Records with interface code
(begin)
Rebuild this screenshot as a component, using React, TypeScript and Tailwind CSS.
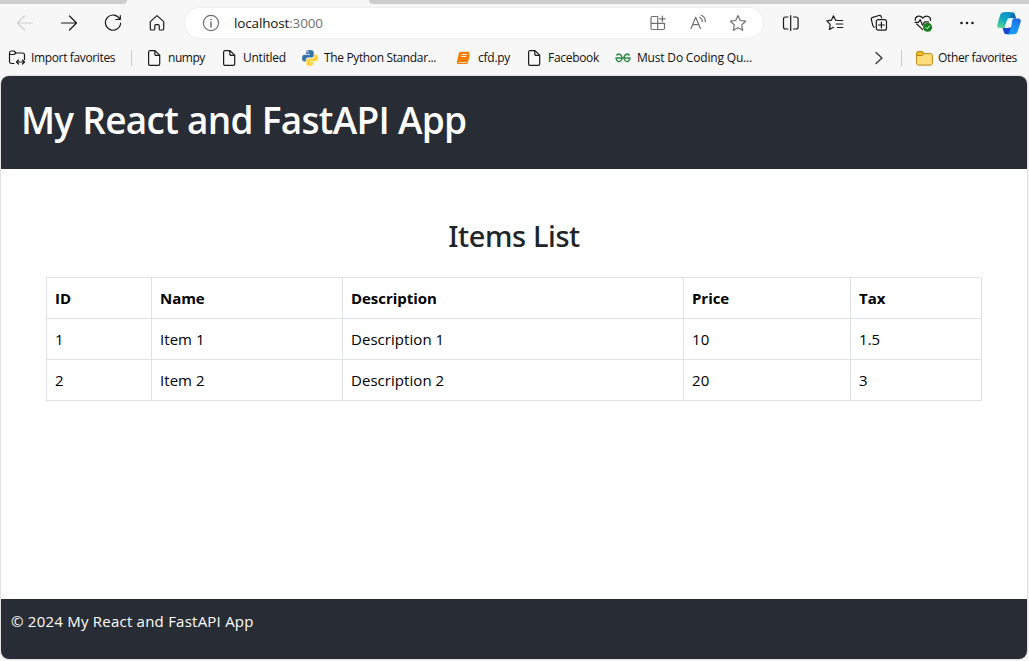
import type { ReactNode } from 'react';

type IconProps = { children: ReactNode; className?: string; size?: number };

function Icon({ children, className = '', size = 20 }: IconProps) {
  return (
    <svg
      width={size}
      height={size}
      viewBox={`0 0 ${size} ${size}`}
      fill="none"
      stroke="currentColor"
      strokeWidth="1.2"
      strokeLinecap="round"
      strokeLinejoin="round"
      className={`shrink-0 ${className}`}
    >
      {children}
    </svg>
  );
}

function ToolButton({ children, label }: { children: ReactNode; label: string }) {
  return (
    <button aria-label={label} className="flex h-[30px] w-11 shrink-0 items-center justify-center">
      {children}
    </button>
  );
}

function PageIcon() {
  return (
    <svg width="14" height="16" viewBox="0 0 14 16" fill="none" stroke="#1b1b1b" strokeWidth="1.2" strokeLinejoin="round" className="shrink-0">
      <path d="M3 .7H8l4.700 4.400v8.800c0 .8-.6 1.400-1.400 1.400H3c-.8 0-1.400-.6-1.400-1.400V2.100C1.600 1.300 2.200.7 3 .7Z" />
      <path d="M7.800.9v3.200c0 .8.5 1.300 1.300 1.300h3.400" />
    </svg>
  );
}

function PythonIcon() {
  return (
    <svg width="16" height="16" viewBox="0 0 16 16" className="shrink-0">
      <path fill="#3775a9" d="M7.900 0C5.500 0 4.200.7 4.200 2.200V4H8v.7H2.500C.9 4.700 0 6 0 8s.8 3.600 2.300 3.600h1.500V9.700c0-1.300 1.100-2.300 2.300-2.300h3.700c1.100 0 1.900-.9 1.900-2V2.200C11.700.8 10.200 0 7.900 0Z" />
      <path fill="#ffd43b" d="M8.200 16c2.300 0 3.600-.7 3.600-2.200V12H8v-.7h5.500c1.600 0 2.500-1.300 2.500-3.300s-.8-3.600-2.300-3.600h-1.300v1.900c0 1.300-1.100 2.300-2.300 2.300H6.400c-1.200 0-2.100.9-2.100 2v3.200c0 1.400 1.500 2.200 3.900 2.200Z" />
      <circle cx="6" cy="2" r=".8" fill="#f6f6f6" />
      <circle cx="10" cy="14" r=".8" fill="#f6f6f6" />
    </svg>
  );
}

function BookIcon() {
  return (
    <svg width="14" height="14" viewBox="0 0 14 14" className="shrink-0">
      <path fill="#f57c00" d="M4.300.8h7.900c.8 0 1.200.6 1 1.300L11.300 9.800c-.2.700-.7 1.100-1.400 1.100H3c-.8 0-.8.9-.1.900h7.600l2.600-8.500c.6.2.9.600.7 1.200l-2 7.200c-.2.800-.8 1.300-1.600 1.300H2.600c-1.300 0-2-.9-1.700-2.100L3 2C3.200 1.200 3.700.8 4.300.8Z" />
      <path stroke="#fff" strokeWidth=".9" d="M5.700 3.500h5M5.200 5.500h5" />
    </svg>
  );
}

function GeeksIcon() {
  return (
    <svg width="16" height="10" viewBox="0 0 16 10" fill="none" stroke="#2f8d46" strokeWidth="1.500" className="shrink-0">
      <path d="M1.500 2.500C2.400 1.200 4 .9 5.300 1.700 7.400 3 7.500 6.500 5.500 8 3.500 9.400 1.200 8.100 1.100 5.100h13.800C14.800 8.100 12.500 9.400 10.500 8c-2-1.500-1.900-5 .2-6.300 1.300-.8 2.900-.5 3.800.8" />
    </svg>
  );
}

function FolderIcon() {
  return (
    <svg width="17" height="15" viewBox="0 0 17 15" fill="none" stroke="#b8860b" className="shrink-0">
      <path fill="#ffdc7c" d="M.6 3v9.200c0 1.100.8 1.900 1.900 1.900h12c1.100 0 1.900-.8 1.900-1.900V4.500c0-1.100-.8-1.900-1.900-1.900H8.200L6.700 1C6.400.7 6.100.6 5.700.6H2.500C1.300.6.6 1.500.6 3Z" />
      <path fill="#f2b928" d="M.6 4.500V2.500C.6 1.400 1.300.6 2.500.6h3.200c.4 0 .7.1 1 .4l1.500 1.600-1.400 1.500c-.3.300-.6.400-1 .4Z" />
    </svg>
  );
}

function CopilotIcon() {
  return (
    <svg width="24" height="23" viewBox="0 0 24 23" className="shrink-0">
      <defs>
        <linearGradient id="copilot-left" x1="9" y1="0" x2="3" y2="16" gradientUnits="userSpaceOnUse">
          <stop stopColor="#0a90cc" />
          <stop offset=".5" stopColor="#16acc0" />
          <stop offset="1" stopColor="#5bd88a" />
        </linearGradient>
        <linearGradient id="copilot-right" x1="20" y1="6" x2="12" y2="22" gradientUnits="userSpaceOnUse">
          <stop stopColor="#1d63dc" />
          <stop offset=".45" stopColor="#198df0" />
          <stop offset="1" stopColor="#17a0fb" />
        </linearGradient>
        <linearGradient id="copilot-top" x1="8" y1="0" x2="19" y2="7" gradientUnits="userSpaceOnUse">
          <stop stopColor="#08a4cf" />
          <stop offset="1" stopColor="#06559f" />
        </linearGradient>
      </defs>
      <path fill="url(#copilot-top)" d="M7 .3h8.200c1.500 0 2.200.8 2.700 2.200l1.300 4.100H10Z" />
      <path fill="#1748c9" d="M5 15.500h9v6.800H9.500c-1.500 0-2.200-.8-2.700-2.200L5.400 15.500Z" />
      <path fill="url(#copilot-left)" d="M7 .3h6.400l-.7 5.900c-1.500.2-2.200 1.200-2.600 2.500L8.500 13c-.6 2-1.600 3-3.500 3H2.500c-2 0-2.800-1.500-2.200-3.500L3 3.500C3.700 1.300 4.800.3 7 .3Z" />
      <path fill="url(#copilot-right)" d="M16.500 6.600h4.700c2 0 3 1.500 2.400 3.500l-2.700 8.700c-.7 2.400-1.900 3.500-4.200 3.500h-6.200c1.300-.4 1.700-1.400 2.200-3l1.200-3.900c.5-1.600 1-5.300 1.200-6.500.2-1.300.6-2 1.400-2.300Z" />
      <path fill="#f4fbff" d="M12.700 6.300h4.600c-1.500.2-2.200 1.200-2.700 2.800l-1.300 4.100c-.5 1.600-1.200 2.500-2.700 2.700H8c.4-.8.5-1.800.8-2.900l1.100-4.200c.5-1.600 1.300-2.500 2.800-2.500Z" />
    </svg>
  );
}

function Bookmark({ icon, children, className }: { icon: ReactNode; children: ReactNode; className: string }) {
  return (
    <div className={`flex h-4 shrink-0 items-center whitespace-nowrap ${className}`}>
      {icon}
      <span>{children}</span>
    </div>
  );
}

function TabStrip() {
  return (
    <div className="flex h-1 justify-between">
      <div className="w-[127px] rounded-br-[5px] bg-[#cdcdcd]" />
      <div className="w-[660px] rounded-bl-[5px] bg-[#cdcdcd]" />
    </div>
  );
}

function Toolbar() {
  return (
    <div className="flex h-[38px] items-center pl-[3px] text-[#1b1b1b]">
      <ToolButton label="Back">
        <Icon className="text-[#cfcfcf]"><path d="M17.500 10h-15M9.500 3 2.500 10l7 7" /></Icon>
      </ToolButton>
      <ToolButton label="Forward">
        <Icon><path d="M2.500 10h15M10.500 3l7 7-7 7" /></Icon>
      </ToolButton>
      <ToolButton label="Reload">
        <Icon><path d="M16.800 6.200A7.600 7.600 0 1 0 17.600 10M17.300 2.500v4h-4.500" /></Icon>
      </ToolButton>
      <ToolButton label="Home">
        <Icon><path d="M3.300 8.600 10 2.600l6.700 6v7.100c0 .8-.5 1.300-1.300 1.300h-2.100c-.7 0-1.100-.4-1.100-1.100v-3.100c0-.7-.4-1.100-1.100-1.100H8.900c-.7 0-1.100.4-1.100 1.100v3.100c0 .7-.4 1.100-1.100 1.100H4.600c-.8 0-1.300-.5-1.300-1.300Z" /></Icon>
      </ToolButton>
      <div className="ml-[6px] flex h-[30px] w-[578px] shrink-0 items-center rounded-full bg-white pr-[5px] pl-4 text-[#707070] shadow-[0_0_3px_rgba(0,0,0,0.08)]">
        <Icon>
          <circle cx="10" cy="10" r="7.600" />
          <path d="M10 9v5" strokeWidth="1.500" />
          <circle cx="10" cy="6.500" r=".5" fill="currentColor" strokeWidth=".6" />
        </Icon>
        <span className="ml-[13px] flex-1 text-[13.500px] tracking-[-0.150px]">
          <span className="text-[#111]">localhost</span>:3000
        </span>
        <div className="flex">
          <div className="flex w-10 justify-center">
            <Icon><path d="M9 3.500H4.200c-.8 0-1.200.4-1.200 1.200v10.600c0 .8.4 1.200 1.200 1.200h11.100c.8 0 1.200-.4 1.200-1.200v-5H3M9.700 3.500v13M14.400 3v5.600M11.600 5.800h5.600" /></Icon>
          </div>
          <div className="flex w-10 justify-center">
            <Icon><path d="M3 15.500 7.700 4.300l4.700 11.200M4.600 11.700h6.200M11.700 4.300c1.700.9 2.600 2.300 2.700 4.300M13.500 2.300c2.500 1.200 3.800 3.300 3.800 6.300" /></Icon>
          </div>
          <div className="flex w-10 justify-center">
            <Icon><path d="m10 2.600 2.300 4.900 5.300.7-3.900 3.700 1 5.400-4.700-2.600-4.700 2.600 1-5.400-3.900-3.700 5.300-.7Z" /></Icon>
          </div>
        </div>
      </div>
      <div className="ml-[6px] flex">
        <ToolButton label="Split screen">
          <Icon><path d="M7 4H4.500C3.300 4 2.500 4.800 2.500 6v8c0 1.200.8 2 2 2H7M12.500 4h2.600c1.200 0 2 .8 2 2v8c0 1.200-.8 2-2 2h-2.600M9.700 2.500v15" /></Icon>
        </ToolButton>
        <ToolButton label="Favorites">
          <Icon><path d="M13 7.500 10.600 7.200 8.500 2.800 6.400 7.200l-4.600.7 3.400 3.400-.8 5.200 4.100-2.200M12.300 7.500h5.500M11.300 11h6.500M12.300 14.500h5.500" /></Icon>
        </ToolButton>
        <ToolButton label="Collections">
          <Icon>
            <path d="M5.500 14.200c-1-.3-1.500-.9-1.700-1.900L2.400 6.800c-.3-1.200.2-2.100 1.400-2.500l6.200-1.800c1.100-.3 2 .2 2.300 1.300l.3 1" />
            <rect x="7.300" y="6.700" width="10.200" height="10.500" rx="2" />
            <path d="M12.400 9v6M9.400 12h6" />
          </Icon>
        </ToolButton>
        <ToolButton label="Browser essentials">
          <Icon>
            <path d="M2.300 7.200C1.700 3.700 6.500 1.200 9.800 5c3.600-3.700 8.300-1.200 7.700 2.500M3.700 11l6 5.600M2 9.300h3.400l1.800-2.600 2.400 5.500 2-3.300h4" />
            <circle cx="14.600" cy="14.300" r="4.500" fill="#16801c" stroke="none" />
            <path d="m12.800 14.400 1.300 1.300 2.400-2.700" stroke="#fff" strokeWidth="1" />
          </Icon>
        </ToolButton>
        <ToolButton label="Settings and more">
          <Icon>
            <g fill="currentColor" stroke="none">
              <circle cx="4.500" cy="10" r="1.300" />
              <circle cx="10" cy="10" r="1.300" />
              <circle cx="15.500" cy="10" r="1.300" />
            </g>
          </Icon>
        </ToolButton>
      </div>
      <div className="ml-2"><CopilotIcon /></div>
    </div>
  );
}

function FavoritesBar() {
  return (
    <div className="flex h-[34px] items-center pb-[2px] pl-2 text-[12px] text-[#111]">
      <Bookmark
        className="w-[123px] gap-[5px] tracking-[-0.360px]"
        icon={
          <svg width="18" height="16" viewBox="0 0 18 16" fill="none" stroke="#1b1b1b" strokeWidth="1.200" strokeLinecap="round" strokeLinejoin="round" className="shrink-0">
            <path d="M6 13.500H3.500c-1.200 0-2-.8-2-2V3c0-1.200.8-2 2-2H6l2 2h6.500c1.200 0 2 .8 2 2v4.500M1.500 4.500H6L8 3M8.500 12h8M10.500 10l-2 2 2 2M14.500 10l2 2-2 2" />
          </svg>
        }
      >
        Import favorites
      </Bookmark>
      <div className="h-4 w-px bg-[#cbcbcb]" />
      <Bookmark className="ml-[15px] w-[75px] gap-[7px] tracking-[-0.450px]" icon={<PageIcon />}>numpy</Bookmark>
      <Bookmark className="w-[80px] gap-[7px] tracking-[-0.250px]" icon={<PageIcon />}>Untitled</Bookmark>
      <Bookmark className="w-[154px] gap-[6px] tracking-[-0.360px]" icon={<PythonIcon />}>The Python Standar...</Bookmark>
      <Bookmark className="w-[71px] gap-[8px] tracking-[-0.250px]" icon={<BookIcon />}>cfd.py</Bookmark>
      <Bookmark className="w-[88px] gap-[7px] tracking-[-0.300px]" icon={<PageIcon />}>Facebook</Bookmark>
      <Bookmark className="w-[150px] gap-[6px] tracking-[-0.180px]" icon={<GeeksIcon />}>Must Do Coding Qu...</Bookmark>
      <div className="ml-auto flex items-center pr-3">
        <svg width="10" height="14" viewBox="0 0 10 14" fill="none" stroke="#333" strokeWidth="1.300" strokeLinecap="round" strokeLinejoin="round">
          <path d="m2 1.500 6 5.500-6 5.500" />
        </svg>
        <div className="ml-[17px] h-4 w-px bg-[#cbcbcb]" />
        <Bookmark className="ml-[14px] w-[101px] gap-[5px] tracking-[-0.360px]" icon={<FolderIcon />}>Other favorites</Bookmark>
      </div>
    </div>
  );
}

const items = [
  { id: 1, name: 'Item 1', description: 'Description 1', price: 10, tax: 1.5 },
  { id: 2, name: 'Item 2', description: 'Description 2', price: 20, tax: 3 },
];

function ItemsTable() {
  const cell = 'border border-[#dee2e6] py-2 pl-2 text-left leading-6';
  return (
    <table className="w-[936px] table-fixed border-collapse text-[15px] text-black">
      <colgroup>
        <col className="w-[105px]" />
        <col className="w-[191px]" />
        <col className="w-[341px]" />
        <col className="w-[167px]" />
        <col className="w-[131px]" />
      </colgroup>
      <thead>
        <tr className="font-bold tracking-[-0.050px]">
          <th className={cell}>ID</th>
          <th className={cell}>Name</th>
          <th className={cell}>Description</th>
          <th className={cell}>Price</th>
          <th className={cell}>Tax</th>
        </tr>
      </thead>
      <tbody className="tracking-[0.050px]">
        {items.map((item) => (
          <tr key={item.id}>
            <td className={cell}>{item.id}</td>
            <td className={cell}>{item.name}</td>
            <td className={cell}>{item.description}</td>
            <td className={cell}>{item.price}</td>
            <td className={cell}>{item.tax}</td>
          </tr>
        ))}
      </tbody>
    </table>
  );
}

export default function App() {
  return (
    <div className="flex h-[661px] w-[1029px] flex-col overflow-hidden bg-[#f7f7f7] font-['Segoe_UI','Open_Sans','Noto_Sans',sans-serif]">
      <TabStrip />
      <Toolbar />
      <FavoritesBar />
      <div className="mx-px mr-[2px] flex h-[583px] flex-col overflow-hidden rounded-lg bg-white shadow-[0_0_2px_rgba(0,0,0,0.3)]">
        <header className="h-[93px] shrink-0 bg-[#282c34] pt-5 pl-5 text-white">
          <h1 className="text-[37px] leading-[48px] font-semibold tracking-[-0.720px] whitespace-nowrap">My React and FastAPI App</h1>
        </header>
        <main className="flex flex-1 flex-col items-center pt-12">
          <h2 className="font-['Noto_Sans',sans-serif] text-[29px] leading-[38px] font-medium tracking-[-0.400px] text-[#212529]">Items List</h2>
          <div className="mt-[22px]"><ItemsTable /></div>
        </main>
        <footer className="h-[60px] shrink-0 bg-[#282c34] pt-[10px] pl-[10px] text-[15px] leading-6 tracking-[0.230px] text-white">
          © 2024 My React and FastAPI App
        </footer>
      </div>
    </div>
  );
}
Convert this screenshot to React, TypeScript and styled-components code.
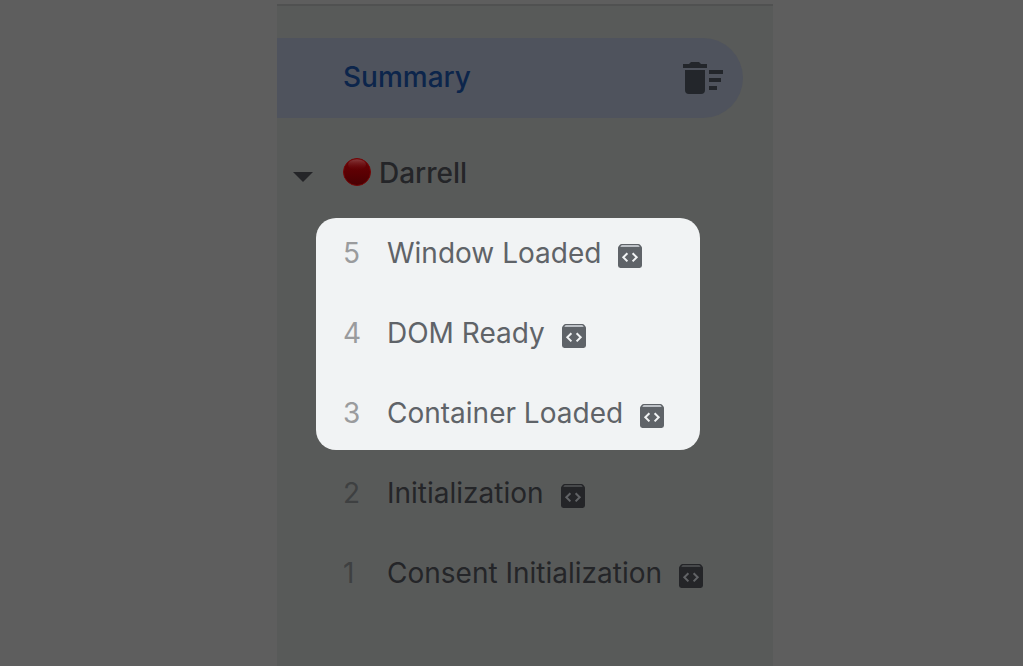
(end)
▸ **TO DO**
Across the records, how many lines contain "this"? Only the number should be given.

▸ **THE REPLY**
2